Hot Topic - Music and Media
Music streaming is hot. The music streaming business is a little more difficult. The subscription model is in, ad-serving not so much, at least with investors. Artists and their publishers wave their hands - or lawyers - and rights fees are raised. The biggest of the music streamers have deep pockets and, maybe, time to play. Investors see supply and demand. It’s not like coal mining.
Radio broadcasters, who once warded off threats of extinction from evil television, are feeling considerable anxiety inflicted by the streaming services and, more importantly, the notoriety they have achieved. Music, popular and otherwise, has filled the radio airwaves, interspersed with ads among many, occasionally DJs, sometimes with jokes, sometimes weather reports. Video, MTV and the like, did not “kill the radio star.” Audio streaming services enabled by mobile platforms are, at least by appearance, grabbing radio’s default audience, music fans.

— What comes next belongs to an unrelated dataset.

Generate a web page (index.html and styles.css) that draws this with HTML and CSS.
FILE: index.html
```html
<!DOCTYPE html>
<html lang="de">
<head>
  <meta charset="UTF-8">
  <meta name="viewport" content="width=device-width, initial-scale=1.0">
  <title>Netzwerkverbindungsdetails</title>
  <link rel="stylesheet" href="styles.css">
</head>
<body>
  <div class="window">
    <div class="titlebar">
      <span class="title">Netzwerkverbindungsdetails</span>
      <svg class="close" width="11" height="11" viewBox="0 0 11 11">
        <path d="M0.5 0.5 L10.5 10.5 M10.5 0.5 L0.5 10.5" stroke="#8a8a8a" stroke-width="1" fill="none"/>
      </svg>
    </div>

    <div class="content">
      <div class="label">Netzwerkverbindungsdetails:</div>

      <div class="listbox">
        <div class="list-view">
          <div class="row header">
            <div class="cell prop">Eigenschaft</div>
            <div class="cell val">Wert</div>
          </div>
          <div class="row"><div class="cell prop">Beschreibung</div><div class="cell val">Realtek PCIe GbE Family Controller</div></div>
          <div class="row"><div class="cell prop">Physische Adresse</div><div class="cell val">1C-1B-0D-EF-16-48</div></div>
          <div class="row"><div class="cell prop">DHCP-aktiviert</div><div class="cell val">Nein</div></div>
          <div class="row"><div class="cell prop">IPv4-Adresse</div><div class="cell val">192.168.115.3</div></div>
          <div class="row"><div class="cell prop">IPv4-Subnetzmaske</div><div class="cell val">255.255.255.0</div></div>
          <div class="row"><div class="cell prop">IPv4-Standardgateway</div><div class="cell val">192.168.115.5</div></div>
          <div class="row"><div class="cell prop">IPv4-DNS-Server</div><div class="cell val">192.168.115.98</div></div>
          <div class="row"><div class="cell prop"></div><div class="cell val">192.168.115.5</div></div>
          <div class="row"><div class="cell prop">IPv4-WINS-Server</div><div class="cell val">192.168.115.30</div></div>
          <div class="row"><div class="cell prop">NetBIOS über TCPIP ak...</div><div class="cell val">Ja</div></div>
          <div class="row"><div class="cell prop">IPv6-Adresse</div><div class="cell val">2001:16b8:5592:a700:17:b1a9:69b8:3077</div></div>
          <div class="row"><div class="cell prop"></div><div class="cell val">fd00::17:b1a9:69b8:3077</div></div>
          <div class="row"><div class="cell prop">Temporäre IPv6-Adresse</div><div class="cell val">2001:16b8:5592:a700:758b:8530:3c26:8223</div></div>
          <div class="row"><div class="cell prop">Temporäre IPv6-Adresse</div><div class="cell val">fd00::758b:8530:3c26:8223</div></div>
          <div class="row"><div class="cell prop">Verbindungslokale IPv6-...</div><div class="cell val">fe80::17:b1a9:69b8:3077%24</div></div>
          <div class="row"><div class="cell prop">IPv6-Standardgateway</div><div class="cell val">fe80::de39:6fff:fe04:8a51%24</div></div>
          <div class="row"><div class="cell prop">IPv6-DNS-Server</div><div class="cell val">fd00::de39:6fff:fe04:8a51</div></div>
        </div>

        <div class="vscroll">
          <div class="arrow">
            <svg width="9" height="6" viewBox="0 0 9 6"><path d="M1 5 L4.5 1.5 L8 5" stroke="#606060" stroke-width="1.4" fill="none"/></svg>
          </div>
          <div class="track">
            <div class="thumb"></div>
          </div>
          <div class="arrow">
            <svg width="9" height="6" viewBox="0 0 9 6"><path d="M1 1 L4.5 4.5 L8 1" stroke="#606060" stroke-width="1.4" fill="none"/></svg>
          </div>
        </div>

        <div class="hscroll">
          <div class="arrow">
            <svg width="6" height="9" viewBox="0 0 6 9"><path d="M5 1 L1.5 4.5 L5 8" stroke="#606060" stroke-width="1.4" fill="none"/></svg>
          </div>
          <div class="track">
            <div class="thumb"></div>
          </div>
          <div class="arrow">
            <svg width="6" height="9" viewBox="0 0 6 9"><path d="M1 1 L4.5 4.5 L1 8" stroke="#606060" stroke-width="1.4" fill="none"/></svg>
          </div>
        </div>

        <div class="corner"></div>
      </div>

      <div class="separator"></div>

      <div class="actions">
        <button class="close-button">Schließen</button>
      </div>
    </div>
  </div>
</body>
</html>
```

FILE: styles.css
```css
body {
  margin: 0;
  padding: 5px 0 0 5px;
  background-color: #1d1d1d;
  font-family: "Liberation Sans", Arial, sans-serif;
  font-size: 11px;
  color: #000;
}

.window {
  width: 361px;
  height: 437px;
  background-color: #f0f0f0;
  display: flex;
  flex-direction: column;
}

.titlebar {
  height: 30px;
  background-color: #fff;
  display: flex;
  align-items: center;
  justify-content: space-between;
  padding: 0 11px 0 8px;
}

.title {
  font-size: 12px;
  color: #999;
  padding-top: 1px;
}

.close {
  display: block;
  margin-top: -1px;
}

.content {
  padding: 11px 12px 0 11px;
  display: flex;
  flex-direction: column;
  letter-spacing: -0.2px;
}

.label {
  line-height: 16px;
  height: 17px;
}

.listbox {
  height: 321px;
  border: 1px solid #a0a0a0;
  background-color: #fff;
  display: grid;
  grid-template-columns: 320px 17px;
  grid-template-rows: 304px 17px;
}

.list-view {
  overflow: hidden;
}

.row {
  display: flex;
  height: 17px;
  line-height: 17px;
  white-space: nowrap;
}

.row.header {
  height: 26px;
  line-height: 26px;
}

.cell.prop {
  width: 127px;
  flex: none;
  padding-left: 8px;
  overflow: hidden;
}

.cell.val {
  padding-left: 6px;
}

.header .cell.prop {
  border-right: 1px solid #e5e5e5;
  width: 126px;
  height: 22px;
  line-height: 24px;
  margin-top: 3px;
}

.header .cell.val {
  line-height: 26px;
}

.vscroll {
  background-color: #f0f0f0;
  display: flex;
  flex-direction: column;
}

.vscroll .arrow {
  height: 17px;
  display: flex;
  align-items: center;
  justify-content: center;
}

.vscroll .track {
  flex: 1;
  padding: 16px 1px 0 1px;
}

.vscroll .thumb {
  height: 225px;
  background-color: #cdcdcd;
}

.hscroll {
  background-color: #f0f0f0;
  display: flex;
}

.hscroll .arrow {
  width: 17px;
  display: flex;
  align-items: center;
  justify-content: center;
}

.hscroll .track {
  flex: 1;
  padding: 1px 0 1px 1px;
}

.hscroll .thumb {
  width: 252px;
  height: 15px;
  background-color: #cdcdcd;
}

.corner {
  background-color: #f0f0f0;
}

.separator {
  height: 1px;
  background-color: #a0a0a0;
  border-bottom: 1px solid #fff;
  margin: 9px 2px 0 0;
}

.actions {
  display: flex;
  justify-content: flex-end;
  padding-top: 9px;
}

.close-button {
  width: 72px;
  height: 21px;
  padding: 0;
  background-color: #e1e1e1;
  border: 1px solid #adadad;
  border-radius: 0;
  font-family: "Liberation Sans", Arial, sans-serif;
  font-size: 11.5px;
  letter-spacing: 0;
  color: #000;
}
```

Big investors and venture capital firms are watched carefully for indicators of financial trend. These money pipeline innovators, some would call them manipulators, apply their skills quite narrowly: make more money with less risk. Tech companies - including media tech - are played like poker chips. Of course, the table always wins.
If there is any message from the rise of media by subscription it is that the business universe has no patience with “digital pennies.” People will pay, as always, for the cool thing. But the trick is not to invent it. That’s been done. Reaching the young and restless with smartphone in hand means giving them entry to something they can only buy. The business is clear.

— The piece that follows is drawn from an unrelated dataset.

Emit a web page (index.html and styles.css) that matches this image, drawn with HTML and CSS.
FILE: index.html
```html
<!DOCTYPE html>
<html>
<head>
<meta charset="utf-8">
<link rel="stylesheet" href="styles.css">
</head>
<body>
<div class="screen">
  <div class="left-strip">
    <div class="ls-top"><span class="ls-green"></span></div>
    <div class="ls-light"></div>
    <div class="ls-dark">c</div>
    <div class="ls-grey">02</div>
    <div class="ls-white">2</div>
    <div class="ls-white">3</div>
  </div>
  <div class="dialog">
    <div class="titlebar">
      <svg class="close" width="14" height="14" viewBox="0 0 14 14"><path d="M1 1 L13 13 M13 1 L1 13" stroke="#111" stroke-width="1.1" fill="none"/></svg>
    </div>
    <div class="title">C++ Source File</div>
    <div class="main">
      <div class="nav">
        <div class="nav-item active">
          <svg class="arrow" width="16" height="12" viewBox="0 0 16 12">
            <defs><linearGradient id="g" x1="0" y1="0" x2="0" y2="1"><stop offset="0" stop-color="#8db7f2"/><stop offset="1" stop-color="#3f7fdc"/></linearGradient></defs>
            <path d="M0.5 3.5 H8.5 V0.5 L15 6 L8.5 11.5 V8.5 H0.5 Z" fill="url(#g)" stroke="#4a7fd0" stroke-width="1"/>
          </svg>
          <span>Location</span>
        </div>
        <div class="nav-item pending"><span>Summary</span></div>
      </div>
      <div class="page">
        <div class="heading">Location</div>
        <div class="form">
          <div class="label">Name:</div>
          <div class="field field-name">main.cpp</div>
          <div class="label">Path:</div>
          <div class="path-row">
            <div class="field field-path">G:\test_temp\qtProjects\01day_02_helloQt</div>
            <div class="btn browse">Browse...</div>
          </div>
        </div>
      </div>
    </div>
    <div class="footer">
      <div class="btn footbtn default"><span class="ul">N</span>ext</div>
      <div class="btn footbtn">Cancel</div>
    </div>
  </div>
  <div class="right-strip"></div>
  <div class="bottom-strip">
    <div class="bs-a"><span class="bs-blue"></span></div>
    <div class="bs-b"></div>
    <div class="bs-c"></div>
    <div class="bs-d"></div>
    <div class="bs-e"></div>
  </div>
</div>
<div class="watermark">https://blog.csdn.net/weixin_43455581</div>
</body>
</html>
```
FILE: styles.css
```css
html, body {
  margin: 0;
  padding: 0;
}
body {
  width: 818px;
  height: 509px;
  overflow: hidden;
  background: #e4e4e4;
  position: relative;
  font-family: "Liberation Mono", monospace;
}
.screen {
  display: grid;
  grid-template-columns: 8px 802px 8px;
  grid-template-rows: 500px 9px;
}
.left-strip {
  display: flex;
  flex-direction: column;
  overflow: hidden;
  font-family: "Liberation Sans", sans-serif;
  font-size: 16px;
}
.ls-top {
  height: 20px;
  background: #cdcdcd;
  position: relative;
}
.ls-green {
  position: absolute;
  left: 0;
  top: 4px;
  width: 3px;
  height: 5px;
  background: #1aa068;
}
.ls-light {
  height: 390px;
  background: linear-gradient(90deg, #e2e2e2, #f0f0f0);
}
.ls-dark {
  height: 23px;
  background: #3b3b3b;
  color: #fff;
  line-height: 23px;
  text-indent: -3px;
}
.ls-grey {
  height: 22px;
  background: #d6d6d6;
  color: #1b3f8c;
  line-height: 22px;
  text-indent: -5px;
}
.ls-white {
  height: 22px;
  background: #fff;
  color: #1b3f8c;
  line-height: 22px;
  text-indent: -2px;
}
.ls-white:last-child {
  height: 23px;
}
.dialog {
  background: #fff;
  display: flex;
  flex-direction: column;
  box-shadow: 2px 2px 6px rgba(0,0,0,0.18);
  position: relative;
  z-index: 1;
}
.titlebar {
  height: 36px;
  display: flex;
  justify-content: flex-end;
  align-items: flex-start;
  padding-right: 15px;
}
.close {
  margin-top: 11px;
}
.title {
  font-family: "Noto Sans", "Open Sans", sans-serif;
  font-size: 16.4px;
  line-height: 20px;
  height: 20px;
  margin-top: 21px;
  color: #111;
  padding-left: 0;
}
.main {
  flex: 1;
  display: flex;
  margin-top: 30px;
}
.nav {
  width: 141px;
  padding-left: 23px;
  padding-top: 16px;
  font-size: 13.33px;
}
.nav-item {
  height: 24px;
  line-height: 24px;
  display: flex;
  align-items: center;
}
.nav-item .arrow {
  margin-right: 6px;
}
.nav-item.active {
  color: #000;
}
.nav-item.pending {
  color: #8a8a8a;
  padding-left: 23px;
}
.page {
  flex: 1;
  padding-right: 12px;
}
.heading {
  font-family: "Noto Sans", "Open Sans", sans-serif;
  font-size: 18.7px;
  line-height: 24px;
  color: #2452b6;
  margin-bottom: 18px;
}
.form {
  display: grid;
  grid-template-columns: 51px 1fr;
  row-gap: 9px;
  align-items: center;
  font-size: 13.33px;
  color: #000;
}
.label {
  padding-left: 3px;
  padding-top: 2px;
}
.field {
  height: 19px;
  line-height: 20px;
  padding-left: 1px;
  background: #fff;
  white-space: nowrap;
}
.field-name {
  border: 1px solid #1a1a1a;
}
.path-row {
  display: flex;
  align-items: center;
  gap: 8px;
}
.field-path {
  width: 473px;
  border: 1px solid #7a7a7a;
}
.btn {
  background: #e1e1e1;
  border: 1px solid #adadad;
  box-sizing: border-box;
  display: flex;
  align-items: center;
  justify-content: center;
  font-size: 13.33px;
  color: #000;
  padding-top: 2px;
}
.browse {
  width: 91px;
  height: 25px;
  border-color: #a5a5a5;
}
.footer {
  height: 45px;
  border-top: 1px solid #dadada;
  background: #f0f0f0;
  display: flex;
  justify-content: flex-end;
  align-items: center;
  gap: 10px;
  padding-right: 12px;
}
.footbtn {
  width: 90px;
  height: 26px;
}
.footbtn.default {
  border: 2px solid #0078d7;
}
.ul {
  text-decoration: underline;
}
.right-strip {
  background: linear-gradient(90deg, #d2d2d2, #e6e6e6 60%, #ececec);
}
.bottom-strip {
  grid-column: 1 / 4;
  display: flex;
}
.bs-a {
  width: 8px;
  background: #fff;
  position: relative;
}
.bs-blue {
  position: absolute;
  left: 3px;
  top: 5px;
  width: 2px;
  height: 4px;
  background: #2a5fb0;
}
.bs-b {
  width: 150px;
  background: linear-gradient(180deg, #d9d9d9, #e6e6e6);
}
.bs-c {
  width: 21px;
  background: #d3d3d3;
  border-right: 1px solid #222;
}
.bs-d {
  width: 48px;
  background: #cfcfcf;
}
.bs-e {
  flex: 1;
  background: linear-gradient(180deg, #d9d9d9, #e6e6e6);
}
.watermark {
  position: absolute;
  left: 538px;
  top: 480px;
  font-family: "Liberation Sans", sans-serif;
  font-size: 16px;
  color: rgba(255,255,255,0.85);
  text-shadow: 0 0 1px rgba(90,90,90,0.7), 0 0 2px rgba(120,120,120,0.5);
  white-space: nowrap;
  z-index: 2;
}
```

Quotas legally requiring radio broadcasters to broadcast music locally produced or performed in a national language periodically rise to broad debate. The music industry generally loves the idea and radio broadcasters generally hate it. Supporters and critics often cite French and Canadian music content broadcasting laws as proving their respective points.
The fearful truth about the digital age is that advantage goes to those willing and able to exploit a hot spot. While some in digital media see every breath taking moment as new and brilliant, the longer view shows a more consistent and real world. The spirit of the times needs lots of spirit while times change slowly.
A great revival in media mergers and acquisitions seems ever so much closer. Financial markets are still fat with cash as are the big global media groups. Yet huge deals, big enough to rearrange the dinner table, remain just a shout away.